ECLI:NL:RBDOR:2012:BY2360
Rechtbank Dordrecht
- Eerste aanleg - enkelvoudig
- Rechtspraak.nl
Wraking van rechters in een strafzaak wegens vermeende vooringenomenheid
In deze zaak heeft de rechtbank Dordrecht op 5 november 2012 een verzoek tot wraking behandeld van de meervoudige strafkamer. De verzoeker, vertegenwoordigd door zijn raadsman mr. Y. Moszkowicz, verzocht om wraking van de rechters A. Hello, M.A.C. Prins en G.J. Schiffers-Hanssen. Het verzoek was gebaseerd op de stelling dat getuigen, met toestemming van de voorzitter van de meervoudige strafkamer, inzage hadden gekregen in het strafdossier voordat zij hun getuigenverklaring hadden afgelegd. Dit zou de schijn van vooringenomenheid hebben gewekt, omdat de verdediging niet kon toetsen of de getuigen uit eigen waarneming hadden verklaard.
De wrakingskamer heeft het verzoek tot wraking behandeld en gehoord van de verdachte, zijn raadsman, de leden van de meervoudige strafkamer en de officier van justitie mr.
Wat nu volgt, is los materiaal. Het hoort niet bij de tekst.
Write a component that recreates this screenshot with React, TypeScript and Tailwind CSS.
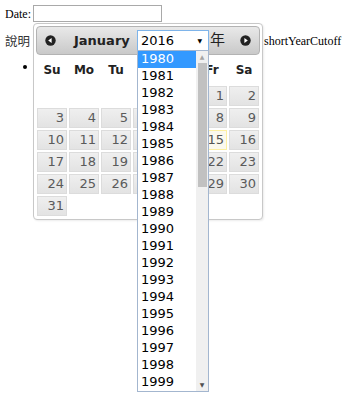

C.E.J. Backer. De wrakingskamer heeft vastgesteld dat het verzoek tijdig was ingediend en dat de verzoeker in het verzoek tot wraking kon worden ontvangen. De wrakingskamer heeft echter geoordeeld dat de afwijzing van het verzoek om getuigen te horen een procesbeslissing was en dat de meervoudige strafkamer niet in de wraking berustte. De wrakingskamer concludeerde dat de vrees voor partijdigheid van de rechters niet objectief gerechtvaardigd was.
Uiteindelijk heeft de wrakingskamer het verzoek tot wraking ongegrond verklaard en afgewezen. De beslissing is openbaar uitgesproken op dezelfde dag, 5 november 2012, door de rechters P. Joele, E.D. Rentema en A.P. Hameete. De rechtbank benadrukte dat een rechter uit hoofde van zijn aanstelling moet worden vermoed onpartijdig te zijn, tenzij er uitzonderlijke omstandigheden zijn die een zwaarwegende aanwijzing opleveren voor het oordeel dat een rechter jegens een van de partijen een vooringenomenheid koestert.